The Chamber with the jurisdiction to examine a request for review is that which gave the final judgment targeted by the request. The Appeals Chamber reminded that only a final judgment, meaning "a decision which puts an end to the procedure", is allegeable for review. Barayagwiza, thus, saw the review of his ruling be rejected.

If the Chamber decides to revise the judgment, it thus renders another one. The Rules of Procedure and Evidence also envision that if it is the Trial Chamber judgment which was re-examined, then the new decision is allegeable for appeal.

Although regularly accused of hearing false testimonies, the ICTR has tried its first case, late last year, in case of Jean de Dieu Kamuhanda, former Minister for Culture and Education (who has been sentenced to imprisonment for remainder of his life). The case had been tried in appeal and the judges had taken the precaution to reject the concerned testimony. But since then, and in several cases, witnesses have been going back on their testimonies. Also, this procedure should not be long in interesting the defendants convicted on the basis of these testimonies that have been called into question.

The facts at the origin of the request for review must be "authentically new" and not "complementary elements of evidence that is presented to corroborate a fact" (Barayagwiza, § 42). Thus, the simple discovery after the fact of the evidence of a fact known at the time of the trial does not constitute in itself a new fact within the meaning of Article 119 of the Rules.

The International Criminal Tribunal for the former Yugoslavia (ICTY) has had several requests for review, but none have been granted. In the Blaskic case, the Appeals Chamber summarizes existing jurisprudence on the qualification of the new facts in these terms: "A new fact is comprised of all new elements of information tending to prove a fact which was not raised at the time of the procedure in first instance or appeal ". The fact in question "should not form part of the elements which the Chamber that rendered the decision could have held into account to form its judgment". In other words, "[what] is important to determine, is if the Chamber which rendered the decision [was] aware of this fact or not" (Blaskic, Decision on Prosecutor's Request for Review or Reconsideration, ICTY, 23 November, 2006).

In this case, the Chamber considered that the facts presented were not new because they had been already debated.

The referred Chamber must then "decide if the new fact, if it was thus decided, could have constituted a decisive element". If this is the case, it could then revise its judgment.

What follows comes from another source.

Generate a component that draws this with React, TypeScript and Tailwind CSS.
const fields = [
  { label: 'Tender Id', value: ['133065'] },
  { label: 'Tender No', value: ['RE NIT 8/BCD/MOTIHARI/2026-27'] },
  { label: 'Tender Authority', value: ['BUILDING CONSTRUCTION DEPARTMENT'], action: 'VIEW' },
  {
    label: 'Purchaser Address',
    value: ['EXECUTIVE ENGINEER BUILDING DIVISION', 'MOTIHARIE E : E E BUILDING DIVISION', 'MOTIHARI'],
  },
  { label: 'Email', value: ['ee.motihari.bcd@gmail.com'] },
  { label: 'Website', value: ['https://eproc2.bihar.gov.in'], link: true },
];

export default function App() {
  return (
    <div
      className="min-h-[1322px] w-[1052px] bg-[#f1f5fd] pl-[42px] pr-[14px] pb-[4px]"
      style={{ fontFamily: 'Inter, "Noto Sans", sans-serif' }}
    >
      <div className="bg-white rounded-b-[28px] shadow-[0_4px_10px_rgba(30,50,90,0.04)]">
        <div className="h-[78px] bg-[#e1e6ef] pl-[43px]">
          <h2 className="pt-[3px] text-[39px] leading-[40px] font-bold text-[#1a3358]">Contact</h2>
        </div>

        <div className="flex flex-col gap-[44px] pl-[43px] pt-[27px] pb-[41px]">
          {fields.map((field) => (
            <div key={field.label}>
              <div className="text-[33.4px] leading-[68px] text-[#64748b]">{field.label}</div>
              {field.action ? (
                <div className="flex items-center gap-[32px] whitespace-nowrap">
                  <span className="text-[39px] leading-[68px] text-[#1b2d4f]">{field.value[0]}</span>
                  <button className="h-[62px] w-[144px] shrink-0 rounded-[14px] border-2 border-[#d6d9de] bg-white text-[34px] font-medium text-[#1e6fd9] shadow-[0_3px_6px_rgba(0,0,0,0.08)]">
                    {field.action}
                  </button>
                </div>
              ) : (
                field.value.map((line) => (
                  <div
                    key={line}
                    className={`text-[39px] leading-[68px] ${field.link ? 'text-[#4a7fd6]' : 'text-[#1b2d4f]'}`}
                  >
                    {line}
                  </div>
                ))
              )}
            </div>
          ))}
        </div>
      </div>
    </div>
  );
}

All the demands for review which were rejected were done so because the motive fact could not be regarded as new. While persons convicted can ask for the review of their final judgment without a temporal condition, the prosecutor must do so within a year of the judgment.

Still it is necessary that he can do so. The ICTR registry recently announced to persons that have been convicted that they did not have the right to a lawyer after their final judgment.